**Do this**
Retype all material exactly. Pictures stay out of the copy.

**********

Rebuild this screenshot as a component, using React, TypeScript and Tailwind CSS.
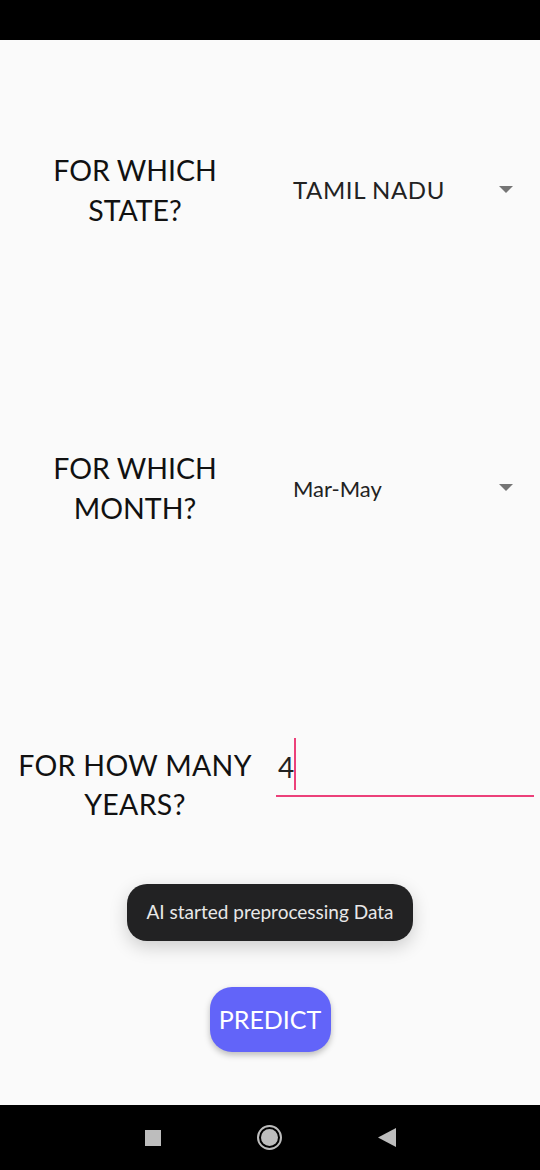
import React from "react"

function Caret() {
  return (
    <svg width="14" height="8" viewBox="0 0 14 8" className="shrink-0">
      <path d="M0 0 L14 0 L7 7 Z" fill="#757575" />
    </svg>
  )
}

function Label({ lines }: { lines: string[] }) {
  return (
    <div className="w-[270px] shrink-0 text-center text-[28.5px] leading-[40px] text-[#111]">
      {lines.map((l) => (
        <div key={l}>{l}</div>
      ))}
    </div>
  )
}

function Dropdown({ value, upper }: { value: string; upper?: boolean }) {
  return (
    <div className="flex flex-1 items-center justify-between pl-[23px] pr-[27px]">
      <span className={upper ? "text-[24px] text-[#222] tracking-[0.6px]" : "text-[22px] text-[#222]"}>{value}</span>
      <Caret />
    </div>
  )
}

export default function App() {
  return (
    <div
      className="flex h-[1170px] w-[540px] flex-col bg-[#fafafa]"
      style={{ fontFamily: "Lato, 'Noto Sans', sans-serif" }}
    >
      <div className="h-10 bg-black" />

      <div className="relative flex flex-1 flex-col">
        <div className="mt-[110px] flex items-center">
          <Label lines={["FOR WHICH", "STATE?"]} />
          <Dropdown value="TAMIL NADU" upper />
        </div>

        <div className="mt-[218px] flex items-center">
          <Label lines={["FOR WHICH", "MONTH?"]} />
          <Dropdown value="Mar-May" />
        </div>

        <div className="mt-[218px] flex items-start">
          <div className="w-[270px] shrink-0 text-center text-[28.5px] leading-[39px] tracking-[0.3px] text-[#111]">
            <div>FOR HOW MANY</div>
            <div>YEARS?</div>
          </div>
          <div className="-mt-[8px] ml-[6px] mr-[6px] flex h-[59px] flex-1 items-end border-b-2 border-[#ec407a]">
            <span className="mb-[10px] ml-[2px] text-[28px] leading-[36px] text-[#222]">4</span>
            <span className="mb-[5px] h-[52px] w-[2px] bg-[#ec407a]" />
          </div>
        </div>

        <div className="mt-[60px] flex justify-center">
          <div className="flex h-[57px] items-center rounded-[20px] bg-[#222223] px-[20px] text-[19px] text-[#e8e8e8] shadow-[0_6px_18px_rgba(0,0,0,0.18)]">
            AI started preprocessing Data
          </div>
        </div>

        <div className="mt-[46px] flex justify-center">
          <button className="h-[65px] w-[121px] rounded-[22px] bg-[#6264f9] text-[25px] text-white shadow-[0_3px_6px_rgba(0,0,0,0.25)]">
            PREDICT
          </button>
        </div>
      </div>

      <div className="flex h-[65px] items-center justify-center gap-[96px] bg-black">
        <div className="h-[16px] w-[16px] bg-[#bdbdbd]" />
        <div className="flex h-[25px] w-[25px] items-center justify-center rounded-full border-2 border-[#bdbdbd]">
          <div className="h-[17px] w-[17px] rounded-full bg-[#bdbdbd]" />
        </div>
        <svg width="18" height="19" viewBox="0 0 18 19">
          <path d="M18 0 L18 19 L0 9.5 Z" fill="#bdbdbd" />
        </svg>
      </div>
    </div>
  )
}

**********

**Problem solution**
Rebuild this screenshot as a component, using React, TypeScript and Tailwind CSS.
import React from "react"

function Caret() {
  return (
    <svg width="14" height="8" viewBox="0 0 14 8" className="shrink-0">
      <path d="M0 0 L14 0 L7 7 Z" fill="#757575" />
    </svg>
  )
}

function Label({ lines }: { lines: string[] }) {
  return (
    <div className="w-[270px] shrink-0 text-center text-[28.5px] leading-[40px] text-[#111]">
      {lines.map((l) => (
        <div key={l}>{l}</div>
      ))}
    </div>
  )
}

function Dropdown({ value, upper }: { value: string; upper?: boolean }) {
  return (
    <div className="flex flex-1 items-center justify-between pl-[23px] pr-[27px]">
      <span className={upper ? "text-[24px] text-[#222] tracking-[0.6px]" : "text-[22px] text-[#222]"}>{value}</span>
      <Caret />
    </div>
  )
}

export default function App() {
  return (
    <div
      className="flex h-[1170px] w-[540px] flex-col bg-[#fafafa]"
      style={{ fontFamily: "Lato, 'Noto Sans', sans-serif" }}
    >
      <div className="h-10 bg-black" />

      <div className="relative flex flex-1 flex-col">
        <div className="mt-[110px] flex items-center">
          <Label lines={["FOR WHICH", "STATE?"]} />
          <Dropdown value="TAMIL NADU" upper />
        </div>

        <div className="mt-[218px] flex items-center">
          <Label lines={["FOR WHICH", "MONTH?"]} />
          <Dropdown value="Mar-May" />
        </div>

        <div className="mt-[218px] flex items-start">
          <div className="w-[270px] shrink-0 text-center text-[28.5px] leading-[39px] tracking-[0.3px] text-[#111]">
            <div>FOR HOW MANY</div>
            <div>YEARS?</div>
          </div>
          <div className="-mt-[8px] ml-[6px] mr-[6px] flex h-[59px] flex-1 items-end border-b-2 border-[#ec407a]">
            <span className="mb-[10px] ml-[2px] text-[28px] leading-[36px] text-[#222]">4</span>
            <span className="mb-[5px] h-[52px] w-[2px] bg-[#ec407a]" />
          </div>
        </div>

        <div className="mt-[60px] flex justify-center">
          <div className="flex h-[57px] items-center rounded-[20px] bg-[#222223] px-[20px] text-[19px] text-[#e8e8e8] shadow-[0_6px_18px_rgba(0,0,0,0.18)]">
            AI started preprocessing Data
          </div>
        </div>

        <div className="mt-[46px] flex justify-center">
          <button className="h-[65px] w-[121px] rounded-[22px] bg-[#6264f9] text-[25px] text-white shadow-[0_3px_6px_rgba(0,0,0,0.25)]">
            PREDICT
          </button>
        </div>
      </div>

      <div className="flex h-[65px] items-center justify-center gap-[96px] bg-black">
        <div className="h-[16px] w-[16px] bg-[#bdbdbd]" />
        <div className="flex h-[25px] w-[25px] items-center justify-center rounded-full border-2 border-[#bdbdbd]">
          <div className="h-[17px] w-[17px] rounded-full bg-[#bdbdbd]" />
        </div>
        <svg width="18" height="19" viewBox="0 0 18 19">
          <path d="M18 0 L18 19 L0 9.5 Z" fill="#bdbdbd" />
        </svg>
      </div>
    </div>
  )
}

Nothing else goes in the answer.